4.2.2 Caution: Dealing with large files

Files can come in two flavors: plain text, like source code, Markdown, or system logs; and binary files, like images, videos, or shapefiles.

As a version management tool, Git is designed to track changes in plain text files; it can store changes in binary files as well, but it can only record that the whole file changed.

GitHub will warn you of files larger than 50 MiB, and reject files larger than 100 MiB. Therefore, large files should generally be placed in private directories so that they are not tracked by Git or uploaded to GitHub.

OSF and Figshare both allow for larger file storage options, so you may store large files on those services and write code for downloading those files to private directories as the analysis runs. Significant data sources could be registered with their own DOI links.

If version management of large files is required, GitHub provides paid hosting for the Git LFS (Large File Storage) program. However, we still suggest saving large files as separate data resources, so that downstream researchers attempting to reproduce or replicate your work are not required to modify your code, or install and pay for the same large file storage options that you have used.

If you have already commit changes with large files, follow GitHub’s instructions here: Removing files from a repository’s history. On GitHub Desktop, go to the History tab of your repository and undo the last commit. The changes tab will repopulate with the changes from that commit, where you should be able uncheck any large files from inclusion in the commit. Meanwhile, move the large files into the appropriate private directory, and the gitignore file should take over and make them disappear from the list of changes in GitHub Desktop.

4.3 Updating the analysis plan

You will likely encounter unexpected challenges and the need to change your original, pre-analysis registration plan. This is normal: just be diligent about updating your analysis plan, cataloguing deviations from the original plan, and committing changes to the repository.

Document unplanned deviations as they occur in the analysis plan.
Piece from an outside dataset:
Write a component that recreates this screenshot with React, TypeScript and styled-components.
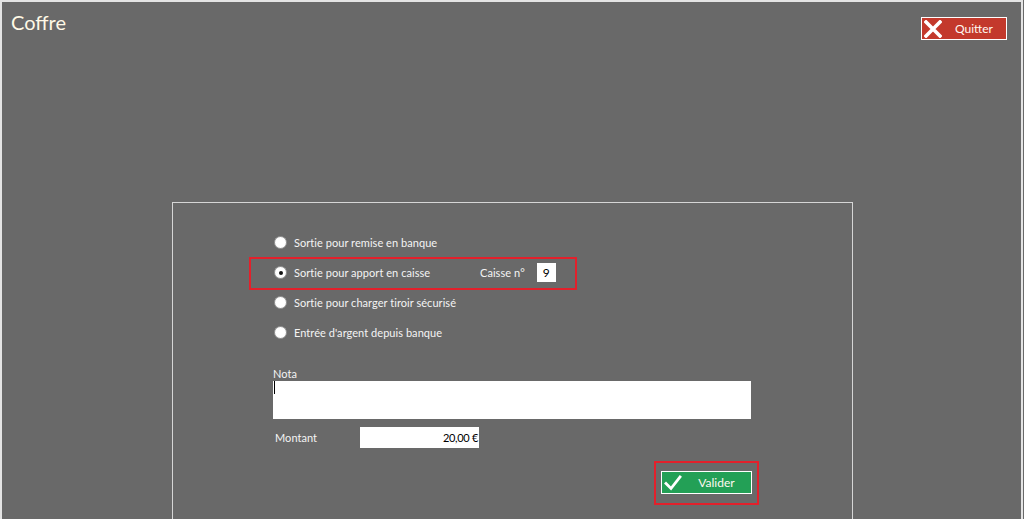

If the study is a metascience study, then categorize unplanned deviations for reproduction if the aim of the deviation is still to reproduce the original methodology and original results. Categorize deviations as for reanalysis if the aim is to alter a methodological parameter of the study to compare results, e.g. as a test of sensitivity, uncertainty, or robustness. Categorize deviations as for replication if the aim is to alter the spatial-temporal coverage of the study or to otherwise repeat the study methodology with new data/observations.

For full transparency, document both the rationale and the form of each deviation.